Apparently that room has bad acoustics if it gets crowded, and also if there are only one or two people there. We had just the right number and it sounded magnificent. 
November

Third stop for the afternoon was the cemetery. The day was the Day of the Dead, I was told: when in Latvia people go to the cemetery to light candles to remember the deceased.  Hundreds of people and hundreds of candles decorated the acres of forested cemetery, and the scene was brilliant in the snowy evening.  The Latvians don’t only light candles for relatives, but by tradition also at the graves of famous actors and poets and other contributors to Latvia.  In the cemetery there was a war section and a section devoted to victims of the KGB.

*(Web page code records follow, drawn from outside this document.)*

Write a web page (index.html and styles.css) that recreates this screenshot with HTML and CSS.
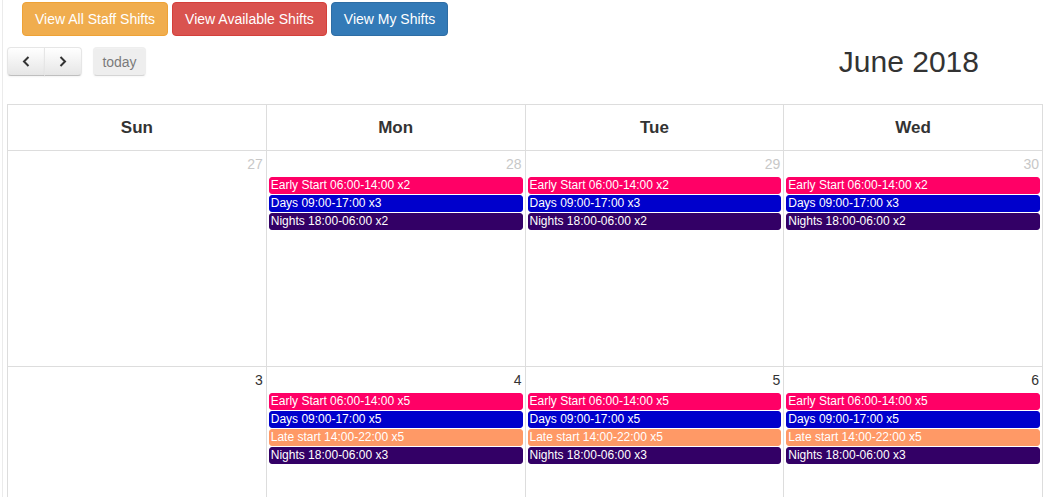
FILE: index.html
```html
<!DOCTYPE html>
<html>
<head>
<meta charset="utf-8">
<link rel="stylesheet" href="styles.css">
</head>
<body>
<div class="page">
  <div class="filters">
    <button class="btn btn-warning">View All Staff Shifts</button>
    <button class="btn btn-danger">View Available Shifts</button>
    <button class="btn btn-primary">View My Shifts</button>
  </div>
  <div class="toolbar">
    <div class="btn-group">
      <button class="fc-btn fc-prev" aria-label="prev"><svg width="8" height="11" viewBox="0 0 8 11"><path d="M6.5 1 L2 5.5 L6.5 10" fill="none" stroke="#333" stroke-width="2"/></svg></button>
      <button class="fc-btn fc-next" aria-label="next"><svg width="8" height="11" viewBox="0 0 8 11"><path d="M1.5 1 L6 5.5 L1.5 10" fill="none" stroke="#333" stroke-width="2"/></svg></button>
    </div>
    <button class="fc-btn fc-today" disabled>today</button>
    <h2 class="title">June 2018</h2>
  </div>
  <div class="cal">
    <div class="head">Sun</div>
    <div class="head">Mon</div>
    <div class="head">Tue</div>
    <div class="head">Wed</div>

    <div class="day"><div class="num other">27</div></div>
    <div class="day"><div class="num other">28</div>
      <div class="ev early">Early Start 06:00-14:00 x2</div>
      <div class="ev days">Days 09:00-17:00 x3</div>
      <div class="ev nights">Nights 18:00-06:00 x2</div>
    </div>
    <div class="day"><div class="num other">29</div>
      <div class="ev early">Early Start 06:00-14:00 x2</div>
      <div class="ev days">Days 09:00-17:00 x3</div>
      <div class="ev nights">Nights 18:00-06:00 x2</div>
    </div>
    <div class="day"><div class="num other">30</div>
      <div class="ev early">Early Start 06:00-14:00 x2</div>
      <div class="ev days">Days 09:00-17:00 x3</div>
      <div class="ev nights">Nights 18:00-06:00 x2</div>
    </div>

    <div class="day"><div class="num">3</div></div>
    <div class="day"><div class="num">4</div>
      <div class="ev early">Early Start 06:00-14:00 x5</div>
      <div class="ev days">Days 09:00-17:00 x5</div>
      <div class="ev late">Late start 14:00-22:00 x5</div>
      <div class="ev nights">Nights 18:00-06:00 x3</div>
    </div>
    <div class="day"><div class="num">5</div>
      <div class="ev early">Early Start 06:00-14:00 x5</div>
      <div class="ev days">Days 09:00-17:00 x5</div>
      <div class="ev late">Late start 14:00-22:00 x5</div>
      <div class="ev nights">Nights 18:00-06:00 x3</div>
    </div>
    <div class="day"><div class="num">6</div>
      <div class="ev early">Early Start 06:00-14:00 x5</div>
      <div class="ev days">Days 09:00-17:00 x5</div>
      <div class="ev late">Late start 14:00-22:00 x5</div>
      <div class="ev nights">Nights 18:00-06:00 x3</div>
    </div>
  </div>
</div>
</body>
</html>
```
FILE: styles.css
```css
html, body {
  margin: 0;
  padding: 0;
  overflow: hidden;
  background: #fff;
}
body {
  font-family: "Liberation Sans", Arial, sans-serif;
  font-size: 14px;
  color: #333;
}
.page {
  margin-left: 2px;
  border-left: 1px solid #ebebeb;
  padding: 2px 0 0 4px;
  height: 495px;
  overflow: hidden;
}
.filters {
  display: flex;
  gap: 4px;
  padding-left: 15px;
}
.btn {
  font-family: inherit;
  font-size: 14px;
  line-height: 20px;
  padding: 6px 12px;
  border: 1px solid transparent;
  border-radius: 4px;
  color: #fff;
  cursor: pointer;
}
.btn-warning { background: #f0ad4e; border-color: #eea236; }
.btn-danger { background: #d9534f; border-color: #d43f3a; }
.btn-primary { background: #337ab7; border-color: #2e6da4; }

.toolbar {
  display: flex;
  align-items: center;
  margin-top: 11px;
  height: 29px;
}
.btn-group {
  display: flex;
}
.fc-btn {
  height: 29px;
  box-sizing: border-box;
  font-family: inherit;
  font-size: 14px;
  color: #333;
  background: linear-gradient(#ffffff, #e6e6e6);
  border: 1px solid;
  border-color: #e6e6e6 #e6e6e6 #bfbfbf;
  box-shadow: inset 0 1px 0 rgba(255,255,255,.2), 0 1px 2px rgba(0,0,0,.05);
  padding: 0 8px;
  display: flex;
  align-items: center;
  justify-content: center;
}
.fc-prev, .fc-next {
  width: 38px;
}
.fc-prev { border-radius: 4px 0 0 4px; }
.fc-next { border-radius: 0 4px 4px 0; margin-left: -1px; }
.fc-today {
  margin-left: 11px;
  border-radius: 4px;
  width: 53px;
  opacity: .65;
  background: #e6e6e6;
}
.title {
  margin: 0 64px 0 auto;
  font-size: 30px;
  font-weight: normal;
  line-height: 29px;
  color: #333;
}
.cal {
  margin-top: 28px;
  width: 1035px;
  display: grid;
  grid-template-columns: repeat(4, 1fr);
  grid-template-rows: 46px 216px 216px;
  border-top: 1px solid #ddd;
  border-left: 1px solid #ddd;
}
.head, .day {
  border-right: 1px solid #ddd;
  border-bottom: 1px solid #ddd;
  box-sizing: border-box;
}
.head {
  display: flex;
  align-items: center;
  justify-content: center;
  font-weight: bold;
  font-size: 17px;
  color: #333;
}
.num {
  height: 25px;
  box-sizing: border-box;
  padding: 3px 3px 0 0;
  line-height: 20px;
  text-align: right;
  font-size: 14px;
  color: #333;
}
.num.other { color: #c8c8c8; }
.ev {
  margin: 1px 2px 0 2px;
  border: 1px solid;
  border-radius: 3px;
  padding: 0 1px;
  font-size: 12px;
  line-height: 15px;
  color: #fff;
  white-space: nowrap;
  overflow: hidden;
}
.early { background: #ff0066; border-color: #ff0066; }
.days { background: #0000cc; border-color: #0000cc; }
.late { background: #ff9966; border-color: #ff9966; }
.nights { background: #330066; border-color: #330066; }
```
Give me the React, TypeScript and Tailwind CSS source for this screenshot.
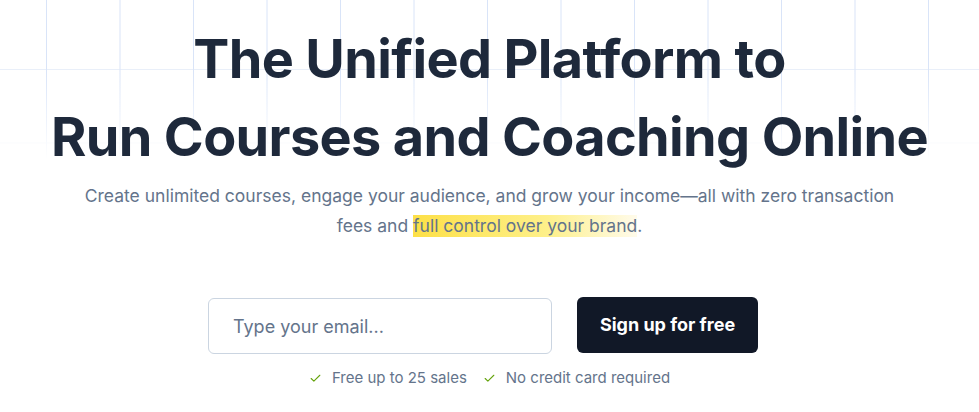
import React, { useState } from 'react';

function Check() {
    return (
        <svg viewBox="0 0 24 24" className="h-[13px] w-[13px] text-[#65a30d]" fill="none" stroke="currentColor" strokeWidth={2} strokeLinecap="round" strokeLinejoin="round">
            <path d="M20 6 9 17l-5-5" />
        </svg>
    );
}

export default function App() {
    const [email, setEmail] = useState('');

    return (
        <div className="relative min-h-screen overflow-hidden bg-white font-['Inter',sans-serif]">
            {/* faint grid behind the heading */}
            <div className="pointer-events-none absolute inset-x-0 top-0 h-[160px] bg-[linear-gradient(to_right,#d9e4f8_1px,transparent_1px),linear-gradient(to_bottom,#e9eff9_1px,transparent_1px)] bg-[size:73.5px_73.5px] bg-[position:46px_-4.5px] [mask-image:linear-gradient(to_bottom,black_45%,transparent)]" />

            <section className="relative flex flex-col items-center pt-5 text-center">
                <h1 className="text-[54px] font-bold leading-[78px] tracking-[-0.012em] text-[#1e293b]">
                    The Unified Platform to
                    <br />
                    Run Courses and Coaching Online
                </h1>

                <p className="mt-[5px] max-w-[830px] text-[17.5px] leading-[30px] text-[#64748b]">
                    Create unlimited courses, engage your audience, and grow your income—all with zero transaction fees and{' '}
                    <span className="bg-[linear-gradient(to_right,#fde047,#fef08a_60%,#fffbeb)] [box-decoration-break:clone] pb-px">full control over your brand</span>.
                </p>

                <form className="mt-[57px] flex gap-[25px] pr-[13px]" onSubmit={(e) => e.preventDefault()}>
                    <input
                        type="email"
                        placeholder="Type your email..."
                        value={email}
                        onChange={(e) => setEmail(e.target.value)}
                        className="h-[56px] w-[344px] rounded-md border border-[#cbd5e1] bg-white px-6 text-lg text-[#1e293b] placeholder:text-[#64748b] focus:outline-none"
                    />
                    <button
                        type="submit"
                        className="-mt-px h-[56px] w-[181px] rounded-md bg-[#111827] text-lg font-bold text-white"
                    >
                        Sign up for free
                    </button>
                </form>

                <div className="mt-3 flex items-center gap-4 text-[15px] leading-6 text-[#64748b]">
                    <span className="flex items-center gap-2.5">
                        <Check />
                        Free up to 25 sales
                    </span>
                    <span className="flex items-center gap-2.5">
                        <Check />
                        No credit card required
                    </span>
                </div>
            </section>
        </div>
    );
}
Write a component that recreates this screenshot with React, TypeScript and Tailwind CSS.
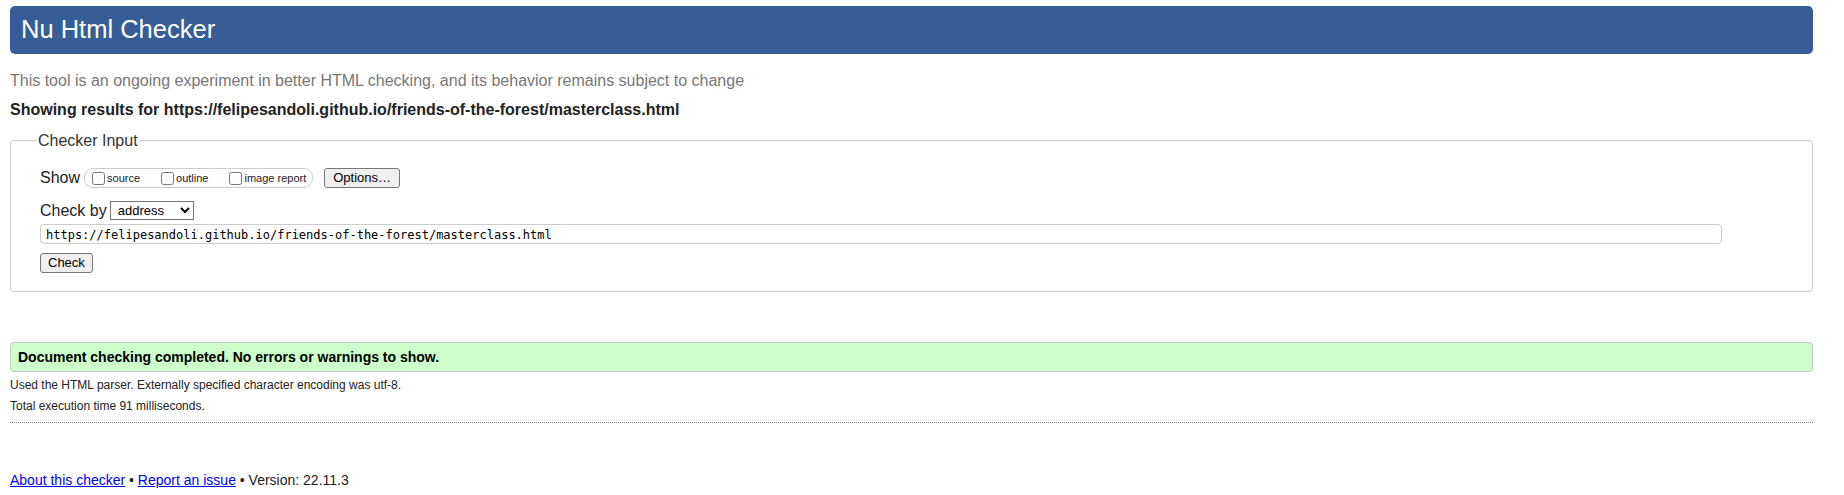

We find the memorial to the first President of the first Latvia, before the Second World War. The memorial stands at the end of a long boulevard in a prominent position, except the Soviets planted a row of trees in front of the monument so it could no longer be seen from a distance. I guess they hoped the Latvians would forget.

In the evening I went with Anta to her local pub in a place I call Wahroonga, from Sydney geography, for its leafy streets and large houses on decent blocks. We drank a backwards juice or two in the loft upstairs. A black cat sat on my leg.
 
We returned to Jurmala where Anta studied then; no swimming in winter, no board shorts in tow.  Amongst the pine groves modern mansions were growing, being built to complement the mossy Soviet ones.  Latvia was changing.  Indeed the day before I’d arrived was the day the three Baltic States were invited to join NATO.  For many years the country had been turning, little by little, away from its East to face its West and people were really excited about the NATO invitation.

‘I’m so glad they took us,’ Dzintra said.